By Rossi D. Pedroza-Bertrand, 940th Air Refueling Wing
/ Published October 27, 2020
SSgt. Gemma De Tinne and her new friend forever in the California sunshine after Carl arrives by aircraft and to begin his new journey. (Courtesy photo provided by V. Prieto).
If only Carl could talk. What do you supposed he would say to us? It would be more than, "Bow wow!" (Courtesy photo provided by V. Prieto).
Carl expresses his gratitude He is smiling corner to corner and from tooth to tooth,. (Courtesy photo provided by V. Prieto).
Carl is just happy to be alive. Adopted animals can be such a joy for the new family. In fact, the dogs can be the best of the bunch and they know they are wanted and it shows. (Courtesy photo provided by V. Prieto).
Puppy Rescue Mission uses social media platforms to support and receive donations for future pets like Carl and others. These deployers express emotion they feel for this canines who are about to be adopted. (Courtesy photo by PRM Facebook page).
One month ago, September, Carl was a stray canine without a home far from United States borders. He was just a dog without a destination when he first had begun showing up around a certain aircraft maintenance area where Airmen were busily supporting the mission while deployed abroad.
After a while, Carl officially turned into an unofficial squadron and morale dog for many of the men and women serving away from their normal life. Most everyone there agreed that having a four-legged furry friend around like Carl made their deployment just way better.
“When I first saw Carl he was so severely malnourished that he looked like a walking skeleton,” said SSgt. Gemma De Tinne, metals technician, 940th Air Refueling Wing, Beale Air Force Base, California.
“He was extremely skittish around people, and would only eat the food I gave him if it was far from the office and I went inside while he ate. But there was something about him I was already in love with,” said De Tinne.
De Tinne recalled, “So through a month of feeding him, Carl became more and more comfortable around me until one day I was able to reach out and pet him. All of a sudden he just changed. He was so happy after that day he began to just trot alongside me and became the friendly dog that he always had inside of him,” said De Tinne.
Carl’s normal duty day would begin minutes after he woke up in the morning and he would be just in time to greet all of the maintainers getting off the bus for work. Then happily he would go to beg for food and head scratches before running around in the grass for a while.

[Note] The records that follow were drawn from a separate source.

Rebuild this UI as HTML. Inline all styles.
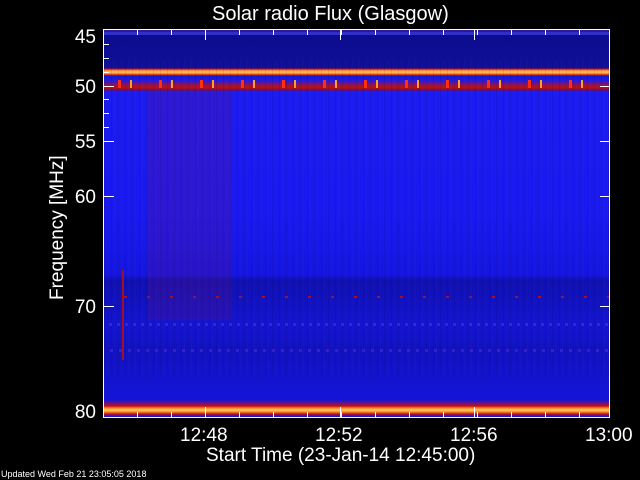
<!DOCTYPE html><html><head><style>
body{margin:0;background:#000;width:640px;height:480px;overflow:hidden;position:relative;font-family:"Liberation Sans",sans-serif;color:#fff}
div{position:absolute}
.t{font-size:19px;line-height:19px}
.yl{right:544px;text-align:right;font-size:19px;line-height:19px}
.tk{background:#fff}
</style></head><body>
<div class="t" style="left:212px;top:5px;font-size:20px">Solar radio Flux (Glasgow)</div>
<div id="p" style="left:104px;top:30px;width:506px;height:388px;background:linear-gradient(#2a1a9a 0,#2a1a9a 2px,#3030c8 2px,#3030c8 5px,#0c0c90 5px,#101098 38px,#c01020 39px,#ff7020 40px,#ffd060 42px,#ff7020 44px,#c01020 45px,#1818d0 46px,#1a1ae8 50px,#c01010 57px,#8a0a30 60px,#1c1cf0 61px,#1a1af0 180px,#1616e0 245px,#1010b0 250px,#1414d0 295px,#1212c0 320px,#1414d8 370px,#c01020 376px,#ff8020 378px,#ffd060 380px,#ff8020 382px,#c01020 384px,#1a1ad0 386px)"></div>
<div style="left:104px;top:60px;width:506px;height:316px;background:repeating-linear-gradient(90deg,rgba(0,0,60,0.1) 0,rgba(0,0,60,0.1) 1px,transparent 1px,transparent 3px,rgba(60,60,255,0.07) 3px,rgba(60,60,255,0.07) 4px,transparent 4px,transparent 7px)"></div>
<div style="left:148px;top:90px;width:84px;height:230px;background:rgba(110,20,110,0.22)"></div>
<div style="left:104px;top:80px;width:506px;height:8px;background:repeating-linear-gradient(90deg,transparent 0,transparent 14px,#ff3010 14px,#ff3010 17px,transparent 17px,transparent 26px,#ffa020 26px,#ffa020 28px,transparent 28px,transparent 41px)"></div>
<div style="left:104px;top:296px;width:506px;height:2px;background:repeating-linear-gradient(90deg,transparent 0,transparent 20px,#a01030 20px,#a01030 23px)"></div>
<div style="left:104px;top:323px;width:506px;height:3px;background:repeating-linear-gradient(90deg,transparent 0,transparent 5px,rgba(150,60,200,0.35) 5px,rgba(150,60,200,0.35) 8px)"></div>
<div style="left:104px;top:349px;width:506px;height:3px;background:repeating-linear-gradient(90deg,transparent 0,transparent 6px,rgba(150,60,200,0.3) 6px,rgba(150,60,200,0.3) 9px)"></div>
<div style="left:122px;top:270px;width:2px;height:90px;background:#a01020"></div>
<div style="left:103px;top:29px;width:507px;height:1px;background:#fff"></div>
<div style="left:103px;top:29px;width:1px;height:389px;background:#fff"></div>
<div style="left:609px;top:29px;width:1px;height:389px;background:#fff"></div>
<div style="left:103px;top:417px;width:507px;height:1px;background:#fff"></div>
<div class="yl" style="top:28px">45</div>
<div class="yl" style="top:78px">50</div>
<div class="yl" style="top:133px">55</div>
<div class="yl" style="top:188px">60</div>
<div class="yl" style="top:298px">70</div>
<div class="yl" style="top:403px">80</div>
<div class="tk" style="left:104px;top:86px;width:10px;height:1px"></div>
<div class="tk" style="left:104px;top:141px;width:10px;height:1px"></div>
<div class="tk" style="left:104px;top:196px;width:10px;height:1px"></div>
<div class="tk" style="left:104px;top:306px;width:10px;height:1px"></div>
<div class="tk" style="left:104px;top:44px;width:5px;height:1px"></div>
<div class="tk" style="left:104px;top:58px;width:5px;height:1px"></div>
<div class="tk" style="left:104px;top:72px;width:5px;height:1px"></div>
<div class="tk" style="left:104px;top:99px;width:5px;height:1px"></div>
<div class="tk" style="left:104px;top:113px;width:5px;height:1px"></div>
<div class="tk" style="left:104px;top:127px;width:5px;height:1px"></div>
<div class="tk" style="left:600px;top:86px;width:10px;height:1px"></div>
<div class="tk" style="left:600px;top:141px;width:10px;height:1px"></div>
<div class="tk" style="left:600px;top:196px;width:10px;height:1px"></div>
<div class="tk" style="left:600px;top:306px;width:10px;height:1px"></div>
<div class="tk" style="left:205px;top:407px;width:1px;height:10px"></div>
<div class="tk" style="left:340px;top:407px;width:1px;height:10px"></div>
<div class="tk" style="left:474px;top:407px;width:1px;height:10px"></div>
<div class="tk" style="left:205px;top:30px;width:1px;height:10px"></div>
<div class="tk" style="left:340px;top:30px;width:1px;height:10px"></div>
<div class="tk" style="left:474px;top:30px;width:1px;height:10px"></div>
<div style="left:104px;top:412px;width:506px;height:5px;background:repeating-linear-gradient(90deg,transparent 0,transparent 33px,#fff 33px,#fff 34px)"></div>
<div style="left:104px;top:30px;width:506px;height:5px;background:repeating-linear-gradient(90deg,transparent 0,transparent 33px,#fff 33px,#fff 34px)"></div>
<div style="left:47px;top:300px;transform:rotate(-90deg);transform-origin:0 0;font-size:19px;white-space:nowrap">Frequency [MHz]</div>
<div class="t" style="left:180px;top:426px">12:48</div>
<div class="t" style="left:315px;top:426px">12:52</div>
<div class="t" style="left:450px;top:426px">12:56</div>
<div class="t" style="left:585px;top:426px">13:00</div>
<div class="t" style="left:206px;top:446px">Start Time (23-Jan-14 12:45:00)</div>
<div style="left:1px;top:469px;font-size:9px">Updated Wed Feb 21 23:05:05 2018</div>
</body></html>
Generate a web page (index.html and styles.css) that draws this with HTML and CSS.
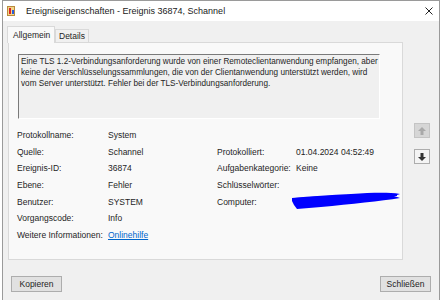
FILE: index.html
```html
<html>
<head><title>Ereigniseigenschaften</title>
<meta content="text/html;charset=utf-8" http-equiv="Content-Type" />
<link rel="stylesheet" href="styles.css">
</head>
<body>
<div class="window">
	<div class="titlebar">
		<svg class="appicon" width="9" height="10" viewBox="0 0 9 10">
			<rect x="0" y="0" width="8" height="10" fill="#b98a3c"/>
			<rect x="1" y="1" width="6" height="8" fill="#f3d58a"/>
			<rect x="2" y="2" width="2" height="6" fill="#d22"/>
			<rect x="5" y="4" width="2" height="4" fill="#2a5bd7"/>
		</svg>
		<span class="title">Ereigniseigenschaften - Ereignis 36874, Schannel</span>
		<svg class="close" width="8" height="8" viewBox="0 0 8 8">
			<path d="M0.5 0.5 L7.5 7.5 M7.5 0.5 L0.5 7.5" stroke="#222" stroke-width="1" fill="none"/>
		</svg>
	</div>
	<div class="dialog">
		<div class="tabs">
			<span class="tab active">Allgemein</span>
			<span class="tab">Details</span>
		</div>
		<div class="content">
			<div class="panel">
				<div class="desc">Eine TLS 1.2-Verbindungsanforderung wurde von einer Remoteclientanwendung empfangen, aber<br>keine der Verschlüsselungssammlungen, die von der Clientanwendung unterstützt werden, wird<br>vom Server unterstützt. Fehler bei der TLS-Verbindungsanforderung.</div>
				<div class="props">
					<span>Protokollname:</span><span>System</span><span></span><span></span>
					<span>Quelle:</span><span>Schannel</span><span>Protokolliert:</span><span>01.04.2024 04:52:49</span>
					<span>Ereignis-ID:</span><span>36874</span><span>Aufgabenkategorie:</span><span>Keine</span>
					<span>Ebene:</span><span>Fehler</span><span>Schlüsselwörter:</span><span></span>
					<span>Benutzer:</span><span>SYSTEM</span><span>Computer:</span><span class="redacted">
						<svg class="scribble" width="110" height="19" viewBox="0 0 110 19">
							<path d="M1 6 C 20 4, 40 3, 60 2 C 80 1, 95 0, 109 2 L 103 4 L 109 6 C 90 9, 60 12, 30 15 L 6 17 L 3 13 L 1 9 Z" fill="#0000ff"/>
							<path d="M4 7 C 30 5, 70 3, 106 3" stroke="#0000ff" stroke-width="2" fill="none"/>
						</svg>
					</span>
					<span>Vorgangscode:</span><span>Info</span><span></span><span></span>
					<span>Weitere Informationen:</span><span><a href="#">Onlinehilfe</a></span><span></span><span></span>
				</div>
			</div>
			<div class="nav">
				<div class="navbtn disabled">
					<svg width="8" height="8" viewBox="0 0 8 8"><path d="M4 0 L8 4 L5.5 4 L5.5 8 L2.5 8 L2.5 4 L0 4 Z" fill="#a9a9a9"/></svg>
				</div>
				<div class="navbtn">
					<svg width="8" height="8" viewBox="0 0 8 8"><path d="M4 8 L8 4 L5.5 4 L5.5 0 L2.5 0 L2.5 4 L0 4 Z" fill="#333"/></svg>
				</div>
			</div>
		</div>
		<div class="footer">
			<button>Kopieren</button>
			<button>Schließen</button>
		</div>
	</div>
</div>
</body>
</html>
```
FILE: styles.css
```css
body{
	margin:0;
	padding:0;
	background-color:#fff;
	font-family: "Liberation Sans", Arial, sans-serif;
	font-size:9px;
	color:#1e1e1e;
}

.window{
	margin-left:2px;
	width:436px;
	height:299px;
	border:1px solid #9a9a9a;
	border-bottom:0;
	background-color:#f0f0f0;
}

.titlebar{
	height:20px;
	background-color:#fff;
	display:flex;
	align-items:center;
}

.appicon{
	margin-left:4px;
	margin-right:10px;
}

.title{
	flex:1;
	color:#1a1a1a;
	white-space:nowrap;
}

.close{
	margin-right:6px;
}

.tabs{
	height:21px;
	display:flex;
	align-items:flex-end;
	padding-left:4px;
	font-size:8.5px;
}

.tab{
	height:13px;
	line-height:12px;
	padding:0 3px;
	border:1px solid #d9d9d9;
	border-bottom:0;
	box-sizing:border-box;
	background-color:#f0f0f0;
	white-space:nowrap;
}

.tab.active{
	width:48px;
	height:17px;
	line-height:16px;
	padding:0 0 0 5px;
	margin-bottom:-1px;
	background-color:#f9f9f9;
	position:relative;
}

.content{
	display:flex;
}

.panel{
	margin-left:5px;
	width:395px;
	height:218px;
	box-sizing:border-box;
	border:1px solid #d9d9d9;
	background-color:#f9f9f9;
}

.desc{
	margin:11px 0 0 9px;
	width:362px;
	height:65px;
	box-sizing:border-box;
	padding:1px 2px;
	font-size:8.2px;
	line-height:11px;
	white-space:nowrap;
	overflow:hidden;
	border:1px solid;
	border-color:#7a7a7a #fff #fff #7a7a7a;
	background-color:#f0f0f0;
}

.props{
	margin:8px 0 0 8px;
	display:grid;
	grid-template-columns:91px 109px 79px 1fr;
	grid-auto-rows:16.6px;
	align-items:center;
	font-size:8.5px;
	white-space:nowrap;
}

.props a{
	color:#0066cc;
}

.redacted{
	position:relative;
	height:100%;
}

.scribble{
	position:absolute;
	left:-5px;
	top:-1px;
}

.nav{
	margin-left:11px;
	padding-top:81px;
}

.navbtn{
	width:16px;
	height:15px;
	box-sizing:border-box;
	border:1px solid #adadad;
	background-color:#f4f4f4;
	display:flex;
	align-items:center;
	justify-content:center;
	margin-bottom:11px;
}

.navbtn.disabled{
	background-color:#d6d6d6;
	border-color:#c4c4c4;
}

.footer{
	display:flex;
	justify-content:space-between;
	padding:16px 8px 0 8px;
}

button{
	width:51px;
	height:16px;
	padding:0;
	border:1px solid #adadad;
	background-color:#e1e1e1;
	font-family: "Liberation Sans", Arial, sans-serif;
	font-size:8.5px;
	color:#1e1e1e;
}
```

De Tinne continued, “But Carl deserved a good and permanent home where he was not at risk of being picked up by animal control. And that’s why I wanted to adopt him. I had become so close to this dog, that I honestly couldn’t image my life without him now.”
She described what happened next to bring Carl here to California.
“So when it came time to (hopefully) get him home, everyone really pitched in. One of the key spouses who supports the members of the 940th ARW, Ms. Virginia Prieto, found a charity that was willing to help. And everyone that knew Carl (and a lot of our 940th members that didn’t) donated funds so that he would be able to come home. Carl was really important to the whole squadron. I just ended up being the one lucky enough to keep him.”
For De Tinne and Carl, Puppy Rescue Mission, also known as PRM, was a dream come true.
Everyone could use a paw up from time to time. Never know. It could be you.
PRM: In most cases, when our military bonds with a stray dog while at war, Puppy Rescue Mission helps them adopt the animal and bring it home to a life a dog deserves. Sometimes though, the service member is not in a position to adopt...that's where Sasha's Legacy steps in.
Puppy Rescue Mission is the brainchild of Anna Chiasson, president and founding member. Anna’s idea for PRM began when her fiancé, Chris Chiasson, was deployed to Afghanistan.
A few weeks prior to Chiasson arrival at his combat outpost, a suicide bomber entered the post in the middle of the night.
The dogs on the post immediately started barking and took off in pursuit of the bomber. One of the dogs, Rufus, grabbed the bomber’s leg while the two other dogs, Target and Sasha, alerted the troops.
Realizing his cover was blown, the suicide bomber blew himself up never making it into the living quarters of the soldiers.
Sadly, Sasha did not survive the attack. And this is where Sasha’s Legacy steps in:
Soldiers Saving Puppies. Puppies Saving Soldiers.